On December 13 2011 Microsoft released an advisory that updates the kernel.

The above kernel has been updated to reflect this change and is now version 6.1.7601.17713.

Everything is working as usual.


On April 10 2012 Microsoft released an advisory that updates the kernel.

The above kernel has been updated to reflect this change and is now version 6.1.7601.17790.

Everything is working as usual.


In August (around the 16th) Microsoft updated the kernel.

The above kernel has been updated to reflect this change and is now version 6.1.7601.17803.

Everything is working as usual.


Around 24th October 2012 Microsoft released an an advisory that updates the kernel.

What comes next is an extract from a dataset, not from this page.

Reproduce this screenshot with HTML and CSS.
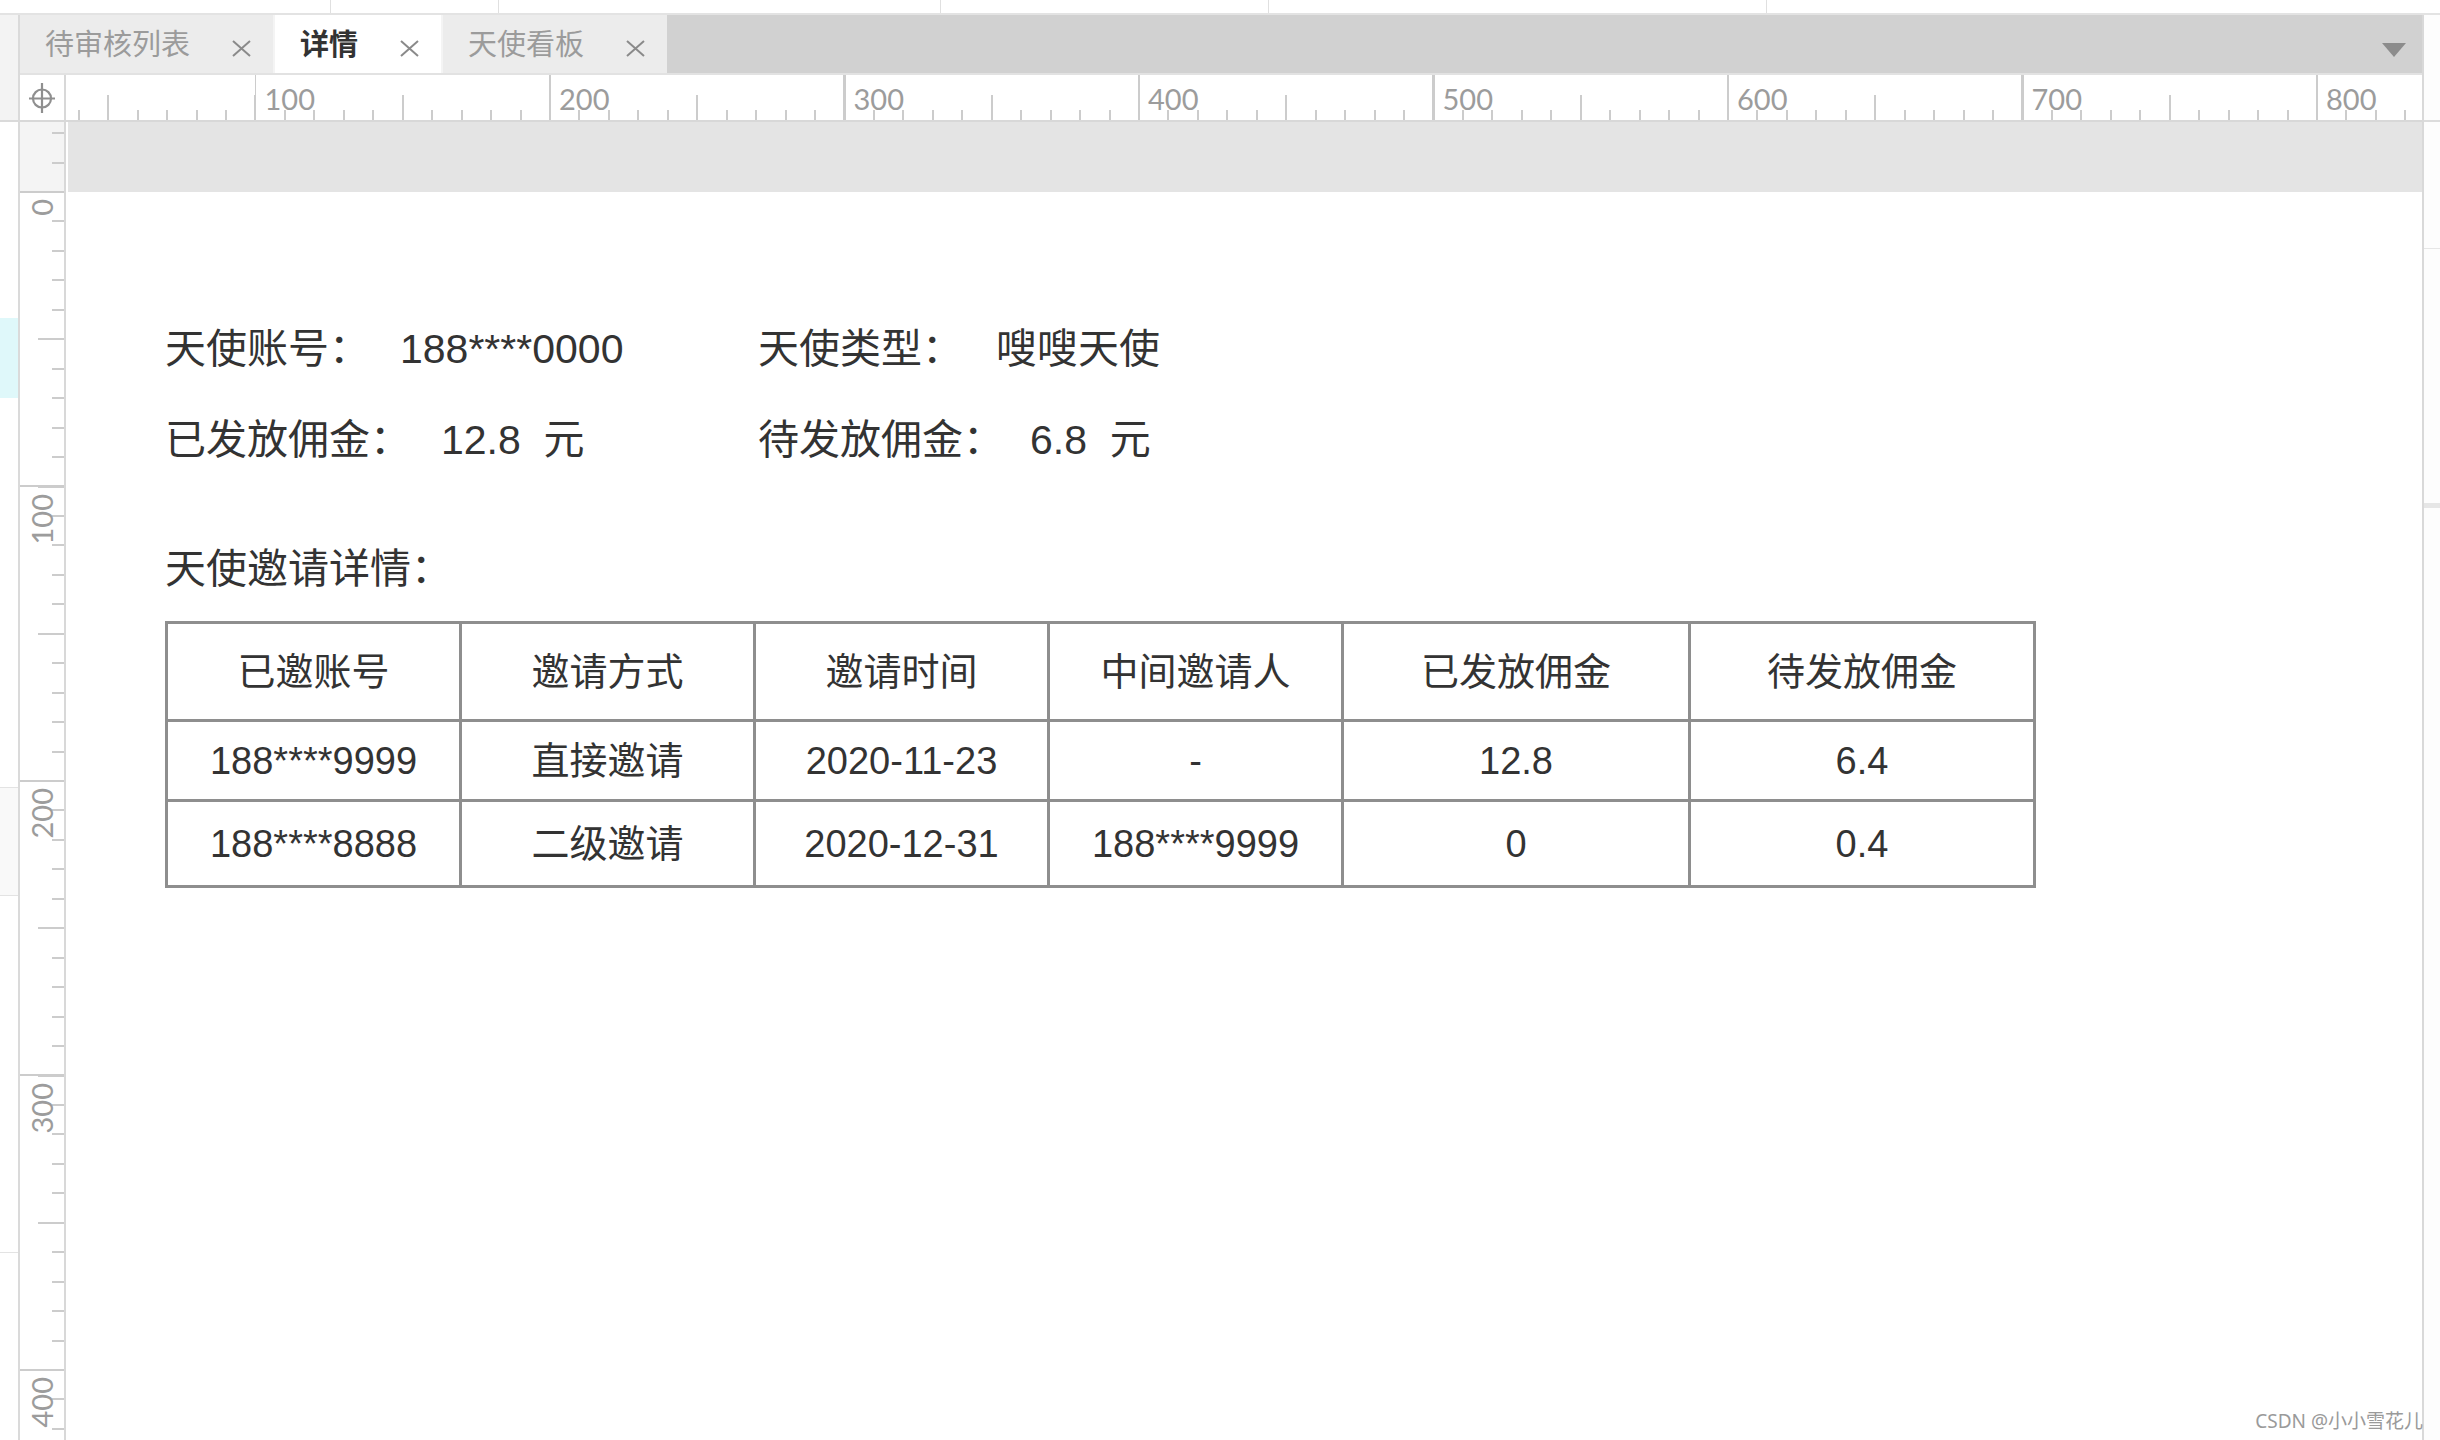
FILE: index.html
```html
<!DOCTYPE html>
<html lang="zh-CN">
<head>
<meta charset="utf-8">
<title>详情</title>
<link rel="stylesheet" href="styles.css">
</head>
<body>
<div class="app">
  <div class="topstrip">
    <span class="seg s1"></span><span class="seg s2"></span><span class="seg s3"></span><span class="seg s4"></span><span class="seg s5"></span>
  </div>
  <div class="main">
    <div class="leftedge">
      <div class="le-top"></div>
      <div class="le-cyan"></div>
      <div class="le-box"></div>
      <div class="le-line"></div>
    </div>
    <div class="center">
      <div class="tabbar">
        <div class="tab">
          <span class="tab-title">待审核列表</span>
          <svg class="tab-close" viewBox="0 0 19 17"><path d="M1 1L18 16M18 1L1 16"/></svg>
        </div>
        <div class="tab active">
          <span class="tab-title">详情</span>
          <svg class="tab-close" viewBox="0 0 19 17"><path d="M1 1L18 16M18 1L1 16"/></svg>
        </div>
        <div class="tab">
          <span class="tab-title">天使看板</span>
          <svg class="tab-close" viewBox="0 0 19 17"><path d="M1 1L18 16M18 1L1 16"/></svg>
        </div>
        <span class="tab-menu"></span>
      </div>
      <div class="rulerrow">
        <div class="corner">
          <svg class="crosshair" viewBox="0 0 44 45">
            <circle cx="22" cy="23.5" r="9"/>
            <path d="M9 23.5H35M22 8V38"/>
          </svg>
        </div>
        <div class="hruler">
          <span class="hl">100</span><span class="hl">200</span><span class="hl">300</span><span class="hl">400</span><span class="hl">500</span><span class="hl">600</span><span class="hl">700</span><span class="hl">800</span>
        </div>
      </div>
      <div class="canvasrow">
        <div class="vruler">
          <div class="vl"><span>0</span></div>
          <div class="vl"><span>100</span></div>
          <div class="vl"><span>200</span></div>
          <div class="vl"><span>300</span></div>
          <div class="vl"><span>400</span></div>
        </div>
        <div class="canvas">
          <div class="band"></div>
          <div class="content">
            <div class="info">
              <div class="field"><span class="label">天使账号：</span><span class="value">188****0000</span></div>
              <div class="field"><span class="label">天使类型：</span><span class="value">嗖嗖天使</span></div>
              <div class="field"><span class="label">已发放佣金：</span><span class="value">12.8  元</span></div>
              <div class="field"><span class="label">待发放佣金：</span><span class="value">6.8  元</span></div>
            </div>
            <div class="section-title">天使邀请详情：</div>
            <table class="invite">
              <colgroup>
                <col class="c1"><col class="c2"><col class="c3"><col class="c4"><col class="c5"><col class="c6">
              </colgroup>
              <tr class="head">
                <td>已邀账号</td><td>邀请方式</td><td>邀请时间</td><td>中间邀请人</td><td>已发放佣金</td><td>待发放佣金</td>
              </tr>
              <tr class="r1">
                <td>188****9999</td><td>直接邀请</td><td>2020-11-23</td><td>-</td><td>12.8</td><td>6.4</td>
              </tr>
              <tr class="r2">
                <td>188****8888</td><td>二级邀请</td><td>2020-12-31</td><td>188****9999</td><td>0</td><td>0.4</td>
              </tr>
            </table>
          </div>
        </div>
      </div>
    </div>
    <div class="rightedge">
      <div class="re-a"></div>
      <div class="re-b"></div>
      <div class="re-c"></div>
    </div>
  </div>
  <div class="watermark">CSDN @小小雪花儿</div>
</div>
</body>
</html>
```
FILE: styles.css
```css
* { box-sizing: border-box; }
html, body { margin: 0; padding: 0; }
body {
  width: 2440px;
  height: 1440px;
  overflow: hidden;
  background: #ffffff;
  font-family: "Liberation Sans", "Noto Sans CJK SC", sans-serif;
  color: #333333;
}
.app {
  position: relative;
  width: 2440px;
  height: 1440px;
  display: flex;
  flex-direction: column;
}

/* top strip */
.topstrip {
  height: 15px;
  flex: none;
  display: flex;
  border-bottom: 2px solid #e3e3e3;
  background: #ffffff;
}
.seg { display: block; height: 100%; border-right: 1px solid #e0e0e0; }
.s1 { width: 331px; }
.s2 { width: 168px; }
.s3 { width: 442px; }
.s4 { width: 328px; }
.s5 { width: 498px; }

.main {
  flex: 1;
  display: flex;
  min-height: 0;
}

/* left edge */
.leftedge {
  width: 20px;
  flex: none;
  border-right: 2px solid #dadada;
  display: flex;
  flex-direction: column;
}
.le-top { height: 107px; background: #f3f3f3; border-bottom: 2px solid #dadada; }
.le-cyan { margin-top: 196px; height: 80px; background: #dff8fa; }
.le-box { margin-top: 389px; height: 109px; background: #f9f9f9; border-top: 1px solid #e3e3e3; border-bottom: 1px solid #e3e3e3; }
.le-line { margin-top: 356px; height: 1px; background: #e3e3e3; }

/* right edge */
.rightedge {
  width: 18px;
  flex: none;
  border-left: 2px solid #d9d9d9;
  display: flex;
  flex-direction: column;
  background: #fdfdfd;
}
.re-a { height: 107px; border-bottom: 2px solid #dcdcdc; }
.re-b { height: 127px; border-bottom: 1px solid #e6e6e6; }
.re-c { margin-top: 254px; height: 5px; background: #e6e6e6; }

.center {
  flex: 1;
  min-width: 0;
  display: flex;
  flex-direction: column;
}

/* tabs */
.tabbar {
  height: 58px;
  flex: none;
  background: #d1d1d1;
  display: flex;
  align-items: stretch;
}
.tab {
  display: flex;
  align-items: center;
  gap: 42px;
  padding: 0 22px 0 25px;
  background: #ececec;
  font-family: "Noto Sans CJK SC", sans-serif;
}
.tab + .tab { border-left: 2px solid #f4f4f4; }
.tab.active { background: #ffffff; }
.tab-title {
  font-size: 29px;
  line-height: 1;
  color: #9b9b9b;
  margin-top: -4px;
}
.tab.active .tab-title { color: #333333; font-weight: 700; }
.tab-close {
  width: 19px;
  height: 17px;
  margin-top: 8px;
  fill: none;
  stroke: #8a8a8a;
  stroke-width: 2;
}
.tab-menu {
  margin-left: auto;
  margin-right: 16px;
  margin-top: 28px;
  align-self: flex-start;
  width: 0;
  height: 0;
  border-left: 12.5px solid transparent;
  border-right: 12.5px solid transparent;
  border-top: 14px solid #8c8c8c;
}

/* rulers */
.rulerrow {
  height: 49px;
  flex: none;
  display: flex;
  border-top: 2px solid #e2e2e2;
  border-bottom: 2px solid #d8d8d8;
  background: #ffffff;
}
.corner {
  width: 46px;
  flex: none;
  border-right: 2px solid #d8d8d8;
}
.crosshair {
  display: block;
  width: 44px;
  height: 45px;
  fill: none;
  stroke: #8f8f8f;
  stroke-width: 2.2;
}
.hruler {
  flex: 1;
  min-width: 0;
  overflow: hidden;
  display: flex;
  padding-left: 188.5px;
  background-image:
    repeating-linear-gradient(to right, #cccccc 188.5px, #cccccc 190.5px, transparent 190.5px, transparent 483px),
    repeating-linear-gradient(to right, #cccccc 41.25px, #cccccc 43.25px, transparent 43.25px, transparent 188.5px),
    repeating-linear-gradient(to right, #cccccc 11.8px, #cccccc 13.8px, transparent 13.8px, transparent 41.25px);
  background-size: 100% 100%, 100% 25px, 100% 10px;
  background-position: left top, left bottom, left bottom;
  background-repeat: no-repeat;
}
.hl {
  flex: none;
  width: 294.5px;
  padding: 9px 0 0 10px;
  font-family: "Lato", sans-serif;
  font-size: 29px;
  line-height: 29px;
  color: #9c9c9c;
}

.canvasrow {
  flex: 1;
  min-height: 0;
  display: flex;
}
.vruler {
  width: 46px;
  flex: none;
  border-right: 2px solid #d8d8d8;
  overflow: hidden;
  padding-top: 77px;
  background-image:
    repeating-linear-gradient(to bottom, #cccccc 69px, #cccccc 71px, transparent 71px, transparent 363.5px),
    repeating-linear-gradient(to bottom, #cccccc 69px, #cccccc 71px, transparent 71px, transparent 216.25px),
    repeating-linear-gradient(to bottom, #cccccc 10.1px, #cccccc 12.1px, transparent 12.1px, transparent 39.55px),
    linear-gradient(#f4f4f4, #f4f4f4);
  background-size: 100% 100%, 26px 100%, 12px 100%, 100% 70px;
  background-position: left top, right top, right top, left top;
  background-repeat: no-repeat;
}
.vl {
  height: 294.5px;
  flex: none;
}
.vl span {
  display: inline-block;
  margin-left: 8px;
  writing-mode: vertical-rl;
  transform: rotate(180deg);
  font-family: "Lato", sans-serif;
  font-size: 29px;
  line-height: 28px;
  color: #9c9c9c;
}

.canvas {
  flex: 1;
  min-width: 0;
  display: flex;
  flex-direction: column;
  background: #ffffff;
}
.band {
  height: 70px;
  flex: none;
  margin-left: 2px;
  background: #e4e4e4;
}
.content {
  padding: 132px 0 0 99px;
}
.info {
  display: grid;
  grid-template-columns: 593px auto;
  row-gap: 41px;
  font-size: 41px;
  line-height: 50px;
  color: #333333;
}
.field {
  display: flex;
  gap: 30px;
  white-space: pre;
}
.field:nth-child(2) .value { margin-left: 3px; }
.field:nth-child(4) .value { margin-left: -4px; }
.section-title {
  margin-top: 79px;
  font-size: 41px;
  line-height: 50px;
  color: #333333;
}
.invite {
  margin-top: 27px;
  border-collapse: collapse;
  table-layout: fixed;
  width: 1868px;
  font-size: 38px;
  line-height: 44px;
  color: #333333;
}
.invite td {
  border: 3px solid #8e8e8e;
  text-align: center;
  vertical-align: middle;
  padding: 0;
  white-space: nowrap;
}
.c1 { width: 294px; }
.c2 { width: 294px; }
.c3 { width: 294px; }
.c4 { width: 294px; }
.c5 { width: 347px; }
.c6 { width: 345px; }
.invite .head { height: 98px; }
.invite .r1 { height: 80px; }
.invite .r2 { height: 86px; }

.watermark {
  position: absolute;
  right: 17px;
  bottom: 8px;
  font-family: "Noto Sans", "Noto Sans CJK SC", sans-serif;
  font-size: 19px;
  line-height: 22px;
  color: #9a9a9a;
}
```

The above kernel has been updated to reflect this change and is now version 6.1.7601.17944.

Everything is working as usual.


Around 13th April 2013 Microsoft updated the kernel.


Around 2nd November 2013 Microsoft updated the kernel.

Right click and “Save link as…”  ntkr128g

The above kernel has been updated to reflect this change and is now version 6.1.7601.18247.

Everything is working as usual.


Around June 2014,  I’ve converted my machine to Windows7 x64. Blame Titanfall requiring x64. So, sorry I’m not maintaining this kernel any further. As of June 2014 everything was working as normal.

Presto up to 128GB RAM

Once this kernel is booted, you will note that the screen comes up with a small note in the lower right corner of the Desktop that Windows 7 is in “Test Mode”, which is to no
te that you’re testing your own kernel. Well great. Thanks.


But the good news can be seen on the Resource Monitor, with 8GB of RAM showing.


That’s it. Testing with real games (eg Battlefield 3) show that over 2.3GByte can be allocated to one application. Game on!